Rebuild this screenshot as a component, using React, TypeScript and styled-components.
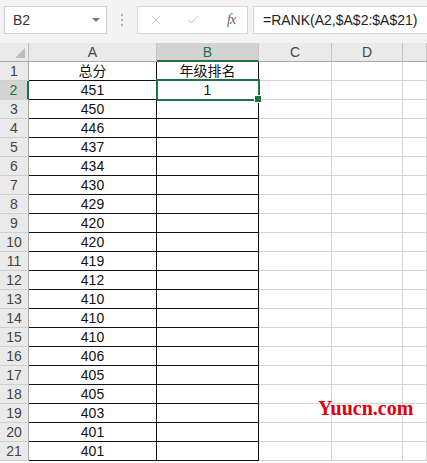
import React from 'react';
import styled, { createGlobalStyle, css } from 'styled-components';
import { X, Check } from 'lucide-react';

const GlobalStyle = createGlobalStyle`
  html, body {
    margin: 0;
    padding: 0;
    background: #ffffff;
    overflow: hidden;
  }
  * { box-sizing: border-box; }
`;

const GREEN = '#217346';
const FONT = `"Liberation Sans", "Noto Sans CJK SC", Arial, sans-serif`;

const Page = styled.div`
  position: relative;
  width: 427px;
  height: 463px;
  overflow: hidden;
  font-family: ${FONT};
`;

const Toolbar = styled.div`
  height: 43px;
  background: #f3f3f3;
  display: flex;
  align-items: flex-start;
  padding: 6px 0 0 4px;
`;

const NameBox = styled.div`
  width: 103px;
  height: 28px;
  background: #ffffff;
  border: 1px solid #d0d0d0;
  display: flex;
  align-items: center;
  justify-content: space-between;
  padding: 0 6px 0 8px;
  font-size: 14px;
  color: #333;
`;

const Caret = styled.span`
  width: 0;
  height: 0;
  border-left: 4px solid transparent;
  border-right: 4px solid transparent;
  border-top: 4px solid #7a7a7a;
`;

const Grip = styled.div`
  width: 30px;
  height: 28px;
  display: flex;
  flex-direction: column;
  align-items: center;
  justify-content: center;
  gap: 3px;
  span {
    width: 2px;
    height: 2px;
    background: #b8b8b8;
  }
`;

const FxButtons = styled.div`
  width: 111px;
  height: 28px;
  background: #ffffff;
  border: 1px solid #d6d6d6;
  display: flex;
  align-items: center;
  padding: 0 0 0 11px;
  gap: 23px;
  color: #b5b5b5;
`;

const FxLabel = styled.span`
  font-family: "Liberation Serif", serif;
  font-style: italic;
  font-size: 14px;
  color: #666;
  letter-spacing: -1px;
  margin-left: 4px;
`;

const FormulaInput = styled.div`
  flex: 1;
  margin-left: 5px;
  height: 28px;
  background: #ffffff;
  border: 1px solid #d6d6d6;
  border-right: none;
  display: flex;
  align-items: center;
  padding-left: 9px;
  font-size: 14px;
  color: #222;
  white-space: nowrap;
`;

const Sheet = styled.div`
  display: grid;
  grid-template-columns: 29px 128px 102px 73px 71px 1fr;
  grid-auto-rows: 19px;
  font-size: 14px;
`;

const Corner = styled.div`
  position: relative;
  background: #eaeaea;
  border-right: 1px solid #bdbdbd;
  border-bottom: 1px solid #a8a8a8;
  &::after {
    content: '';
    position: absolute;
    right: 3px;
    bottom: 3px;
    width: 0;
    height: 0;
    border-left: 10px solid transparent;
    border-bottom: 10px solid #bcbcbc;
  }
`;

const ColHeader = styled.div<{ $selected?: boolean }>`
  background: ${p => (p.$selected ? '#d3d3d3' : '#eaeaea')};
  border-right: 1px solid #c4c4c4;
  border-bottom: ${p => (p.$selected ? `2px solid ${GREEN}` : '1px solid #a8a8a8')};
  color: ${p => (p.$selected ? GREEN : '#444')};
  display: flex;
  align-items: center;
  justify-content: center;
  line-height: 1;
`;

const RowHeader = styled.div<{ $selected?: boolean }>`
  background: ${p => (p.$selected ? '#d3d3d3' : '#eaeaea')};
  border-right: ${p => (p.$selected ? `2px solid ${GREEN}` : '1px solid #a8a8a8')};
  border-bottom: 1px solid #cfcfcf;
  color: ${p => (p.$selected ? GREEN : '#444')};
  display: flex;
  align-items: center;
  justify-content: center;
  line-height: 1;
`;

const Cell = styled.div<{ $bordered?: boolean; $active?: boolean }>`
  position: relative;
  border-right: 1px solid ${p => (p.$bordered ? '#111' : '#d4d4d4')};
  border-bottom: 1px solid ${p => (p.$bordered ? '#111' : '#d4d4d4')};
  display: flex;
  align-items: center;
  justify-content: center;
  color: #111;
  line-height: 1;
  ${p =>
    p.$active &&
    css`
      &::after {
        content: '';
        position: absolute;
        left: -1px;
        top: -2px;
        right: -2px;
        bottom: -2px;
        border: 2px solid ${GREEN};
      }
      &::before {
        content: '';
        position: absolute;
        right: -4px;
        bottom: -4px;
        width: 6px;
        height: 6px;
        background: ${GREEN};
        border: 1px solid #ffffff;
        z-index: 2;
      }
    `}
`;

const Watermark = styled.div`
  position: absolute;
  left: 318px;
  top: 397px;
  font-family: "Liberation Serif", serif;
  font-weight: bold;
  font-size: 20px;
  color: #e0000f;
`;

const scores = [451, 450, 446, 437, 434, 430, 429, 420, 420, 419, 412, 410, 410, 410, 406, 405, 405, 403, 401, 401];

export default function App() {
  const rows: { a: string; b: string }[] = [
    { a: '总分', b: '年级排名' },
    ...scores.map((s, i) => ({ a: String(s), b: i === 0 ? '1' : '' })),
  ];

  return (
    <Page>
      <GlobalStyle />
      <Toolbar>
        <NameBox>
          B2
          <Caret />
        </NameBox>
        <Grip>
          <span />
          <span />
          <span />
        </Grip>
        <FxButtons>
          <X size={14} strokeWidth={1.5} />
          <Check size={14} strokeWidth={1.5} />
          <FxLabel>fx</FxLabel>
        </FxButtons>
        <FormulaInput>=RANK(A2,$A$2:$A$21)</FormulaInput>
      </Toolbar>
      <Sheet>
        <Corner />
        <ColHeader>A</ColHeader>
        <ColHeader $selected>B</ColHeader>
        <ColHeader>C</ColHeader>
        <ColHeader>D</ColHeader>
        <ColHeader />
        {rows.map((r, i) => (
          <React.Fragment key={i}>
            <RowHeader $selected={i === 1}>{i + 1}</RowHeader>
            <Cell $bordered>{r.a}</Cell>
            <Cell $bordered $active={i === 1}>{r.b}</Cell>
            <Cell />
            <Cell />
            <Cell />
          </React.Fragment>
        ))}
      </Sheet>
      <Watermark>Yuucn.com</Watermark>
    </Page>
  );
}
------------
- **Exercise instructions**
Find every line that holds "components" and copy it.

- **Expected answer**
Rebuild this screenshot as a component, using React, TypeScript and styled-components.
import styled, { createGlobalStyle, css } from 'styled-components';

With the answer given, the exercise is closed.